The filing said many respondents displayed "an attitude of virulent racism, commenting on the color and hygiene of 'Arabs.'"

"One potential juror wanted to give sodium pentothal to Dr. Al-Arian to 'get the whole truth out,'" the filing said.

A follow-up article in the St. Pete Times adds further detail—

Some potential jurors said they think Muslims, Arabs and Palestinians are more violent than others and commit disproportionately more crimes. Some thought Palestinians were responsible for the Sept. 11, 2001, terrorist attacks, although most of the hijackers were from Saudi Arabia. Some feel Al-Arian is, at least, "sympathetic" to terrorists.

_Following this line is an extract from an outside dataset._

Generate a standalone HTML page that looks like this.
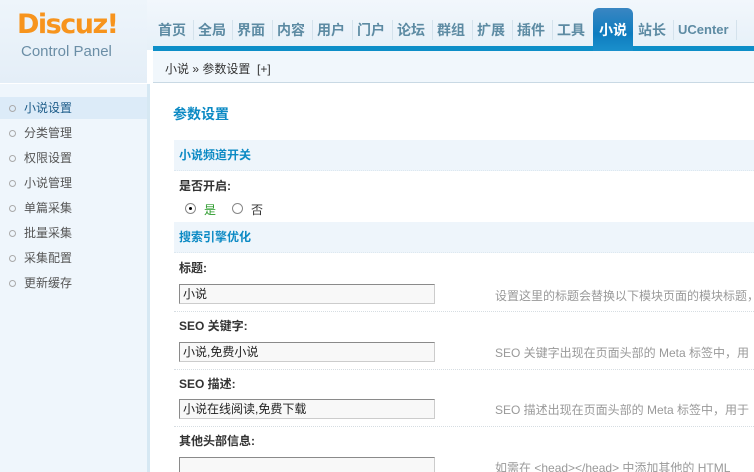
<!DOCTYPE html>
<html><head><meta charset="utf-8"><style>
*{margin:0;padding:0;box-sizing:border-box}
html,body{width:754px;height:472px;overflow:hidden}
body{background:#fff;font:12px "Liberation Sans","Noto Sans CJK SC",sans-serif;color:#333;position:relative}
.abs{position:absolute}
#hd{left:0;top:0;width:754px;height:50px;background:linear-gradient(#f2f7fc,#e6f0f8)}
#logo{left:0;top:0;width:147px;height:83px;background:linear-gradient(#eef5fb,#e4eef7)}
.dz{left:17px;top:9px;font:bold 27px "DejaVu Sans",sans-serif;color:#f7941d;letter-spacing:-1.5px}
.cp{left:21px;top:43px;font-size:15px;color:#6b8ea6}
#bar{left:153px;top:46px;width:601px;height:5px;background:#0d8ec8}
.nav{top:20px;font-size:14px;font-weight:bold;color:#5d8ba3;height:20px;line-height:20px}
.sep{top:20px;width:1px;height:20px;background:#d4e2ec}
#act{left:593px;top:8px;width:40px;height:43px;border-radius:6px 6px 0 0;background:linear-gradient(#3a86c2,#0e7cbf 60%,#1a90cc);color:#fff;font-size:14px;font-weight:bold;text-align:center;line-height:44px}
#bc{left:153px;top:51px;width:601px;height:32px;background:#f1f7fc;border-bottom:1px solid #c9d9e4;padding-left:12px;line-height:36px;color:#333}
#side{left:0;top:84px;width:150px;height:388px;background:#eff6fc;border-right:3px solid #d6e8f3}
.si{left:0;width:147px;height:22px;line-height:22px;padding-left:24px;color:#555}
.si:before{content:"";position:absolute;left:9px;top:8px;width:5px;height:5px;border:1px solid #aaa;border-radius:50%}
.si.on{background:#dcebf8;color:#1b5b88}
.title{left:173px;top:104px;font-size:14px;font-weight:bold;color:#0c8ac4}
.sh{left:174px;width:580px;height:31px;background:#eef5fb;border-bottom:1px dotted #dde8f0;color:#0c8ac4;font-weight:bold;padding-left:5px;line-height:31px}
.lb{left:179px;font-weight:bold;color:#333}
.inp{left:179px;width:256px;height:20px;border:1px solid #8a8a8a;border-right-color:#ccc;border-bottom-color:#ccc;background:#f8f8f8;padding-left:3px;line-height:18px;color:#222}
.tip{left:495px;color:#999;white-space:nowrap}
.dl{left:174px;width:580px;border-top:1px dotted #d6dde2}
.rd{top:203px;width:11px;height:11px;border:1px solid #888;border-radius:50%;background:#fff}
</style></head><body>
<div id="hd" class="abs"></div>
<div id="logo" class="abs"><div class="abs dz">Discuz!</div><div class="abs cp">Control Panel</div></div>
<div id="bar" class="abs"></div>
<div class="abs nav" style="left:158px">首页</div><div class="abs sep" style="left:193px"></div>
<div class="abs nav" style="left:198px">全局</div><div class="abs sep" style="left:232px"></div>
<div class="abs nav" style="left:237px">界面</div><div class="abs sep" style="left:272px"></div>
<div class="abs nav" style="left:277px">内容</div><div class="abs sep" style="left:312px"></div>
<div class="abs nav" style="left:317px">用户</div><div class="abs sep" style="left:352px"></div>
<div class="abs nav" style="left:357px">门户</div><div class="abs sep" style="left:392px"></div>
<div class="abs nav" style="left:397px">论坛</div><div class="abs sep" style="left:432px"></div>
<div class="abs nav" style="left:437px">群组</div><div class="abs sep" style="left:472px"></div>
<div class="abs nav" style="left:477px">扩展</div><div class="abs sep" style="left:512px"></div>
<div class="abs nav" style="left:517px">插件</div><div class="abs sep" style="left:552px"></div>
<div class="abs nav" style="left:557px">工具</div>
<div id="act" class="abs">小说</div>
<div class="abs nav" style="left:638px">站长</div><div class="abs sep" style="left:673px"></div>
<div class="abs nav" style="left:678px;font-size:13px">UCenter</div><div class="abs sep" style="left:736px"></div>
<div id="bc" class="abs">小说 » 参数设置 &nbsp;[+]</div>
<div id="side" class="abs"></div>
<div class="abs si on" style="top:97px">小说设置</div>
<div class="abs si" style="top:122px">分类管理</div>
<div class="abs si" style="top:147px">权限设置</div>
<div class="abs si" style="top:172px">小说管理</div>
<div class="abs si" style="top:197px">单篇采集</div>
<div class="abs si" style="top:222px">批量采集</div>
<div class="abs si" style="top:247px">采集配置</div>
<div class="abs si" style="top:272px">更新缓存</div>
<div class="abs title">参数设置</div>
<div class="abs sh" style="top:140px">小说频道开关</div>
<div class="abs lb" style="top:177px">是否开启:</div>
<div class="abs rd" style="left:185px"><div style="position:absolute;left:3px;top:3px;width:3px;height:3px;background:#000;border-radius:50%"></div></div>
<div class="abs" style="left:204px;top:201px;color:#2a9a2a">是</div>
<div class="abs rd" style="left:232px"></div>
<div class="abs" style="left:251px;top:201px">否</div>
<div class="abs sh" style="top:222px">搜索引擎优化</div>
<div class="abs lb" style="top:259px">标题:</div>
<div class="abs inp" style="top:284px">小说</div>
<div class="abs tip" style="top:287px">设置这里的标题会替换以下模块页面的模块标题，</div>
<div class="abs dl" style="top:311px"></div>
<div class="abs lb" style="top:317px">SEO 关键字:</div>
<div class="abs inp" style="top:342px">小说,免费小说</div>
<div class="abs tip" style="top:344px">SEO 关键字出现在页面头部的 Meta 标签中，用</div>
<div class="abs dl" style="top:369px"></div>
<div class="abs lb" style="top:375px">SEO 描述:</div>
<div class="abs inp" style="top:399px">小说在线阅读,免费下载</div>
<div class="abs tip" style="top:401px">SEO 描述出现在页面头部的 Meta 标签中，用于</div>
<div class="abs dl" style="top:426px"></div>
<div class="abs lb" style="top:432px">其他头部信息:</div>
<div class="abs inp" style="top:457px;height:30px"></div>
<div class="abs tip" style="top:459px">如需在 &lt;head&gt;&lt;/head&gt; 中添加其他的 HTML</div>
</body></html>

"I don't like the man," one wrote on the questionnaire.

Another potential juror said he couldn't serve because his father once worked with the lead FBI agent in the case. And others called former USF president Betty Castor an "idiot" for allowing Al-Arian to remain in his post while he was under investigation.

But one juror did a big No-No and is in hot water with the judge—

Some attacked the U.S. government, which one prospective panelist blamed for the terrorist attacks. Defense attorney Kevin Beck read from the questionnaire: "This case is a waste of taxpayer money stolen from me." In that instance, Judge Moody denied Beck's challenge and allowed the prospective juror to remain in the pool. "I'm going to let him come in and tell us in person," Moody said.
Since there is no indication that the judge intends to grant a motion for change of venue, the trial will proceed with the Tampa jury pool. It should be truly medieval.